Sem licitação, empresas não dizem quanto cobram para administrar os recursos do crédito consignado
Devo, não nego, pago quando puder”, diz o dito popular. Não com o crédito consignado. Promovido em 2004 como forma de aquecer a economia, ele é uma maneira relativamente segura de endividamento. O interessado toma empréstimo no banco e paga em parcelas descontadas automaticamente do salário. Como o risco de inadimplência é menor, os juros caem. Credores, devedores, todos ganham. Especialmente um seleto grupo de pessoas que viram no serviço uma mina de ouro. Em diversos locais do país, políticos, parentes e agregados têm conseguido contratos com governos estaduais e prefeituras para fornecer programas de computador que gerenciam os empréstimos dados a funcionários públicos. Além dos esquemas de favorecimento, as operações desse tipo colocam em risco o sigilo das informações financeiras e cadastrais dos tomadores de dinheiro.
O software usado nas operações de empréstimo consignado é um elemento pouco conhecido dessa modalidade de crédito. Ele funciona como intermediário entre os órgãos públicos em que os servidores trabalham e os bancos. A intermediação é necessária. Serve para informar ao banco quanto do salário do servidor ainda está disponível para empréstimo. Operadores ligados aos bancos, porém, listam pelo menos quatro problemas associados a essas operações.
Primeiro, não há regras para a contratação das empresas de software. Muitas prestam serviços para prefeituras e governos sem licitação. Segundo, também não há normas para a remuneração dessas empresas. Algumas ficam com um percentual das parcelas descontadas do salário dos servidores – normalmente entre 2% e 5%. Outras cobram um valor fixo. Terceiro, não há transparência nas operações. Quem arca com as parcelas nem sequer é informado sobre a existência dessas taxas, pagas compulsoriamente. O quarto problema é o risco de mau uso das informações sigilosas dos tomadores de empréstimos. Não há qualquer norma que regulamente a atuação das empresas de software, que passaram a ter acesso a dados pessoais ligados à remuneração dos funcionários.

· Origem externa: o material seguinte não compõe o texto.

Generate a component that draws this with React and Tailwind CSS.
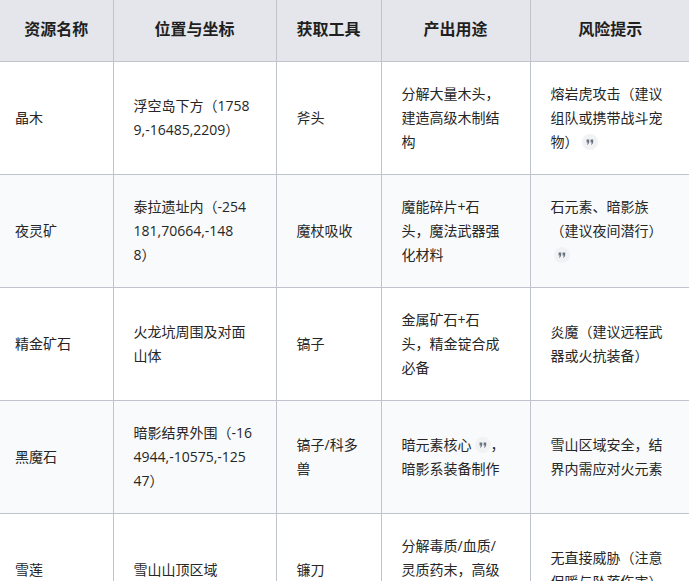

O crédito consignado movimentou R$ 160 bilhões em 2011. Grande parte desse valor foi intermediado pelos softwares em empréstimos feitos por servidores públicos – que garantem a quitação por causa da estabilidade no emprego – e aposentados. Para fugir da necessidade de licitação, as empresas de software se beneficiam de uma peculiaridade do negócio. Como sua remuneração não é feita pelos órgãos públicos, mas pelos bancos (com o dinheiro do servidor), alguns governos e prefeituras argumentam não haver necessidade de um processo de concorrência para selecionar a prestadora do serviço. Da forma como o sistema foi montado, criou-se o pior dos mundos para o tomador do empréstimo: quem influencia a escolha das empresas de software são os governos e as prefeituras, enquanto o valor cobrado pelo serviço é negociado exclusivamente entre elas e os bancos. Os clientes só participam com a taxa.
Num mundo sem regras, as suspeitas de favorecimento começaram a pipocar. Na Paraíba, o sistema de crédito consignado é administrado pela MCF Administradora de Crédito e Cobrança, contratada sem licitação. Ela pertence ao grupo empresarial MCF, do qual faz parte o deputado federal Mario Feitoza (PSB-CE). A empresa nega qualquer influência do deputado para fechar o negócio, que se repete “em muitos outros Estados e municípios”. Afirma ainda que Feitoza não tem mais vínculo direto com a empresa. O deputado é membro do Conselho de Administração do grupo MCF, controlador da empresa de crédito. Em fevereiro, o Tribunal de Contas do Estado suspendeu temporariamente o contrato por entender que o processo de licitação era necessário.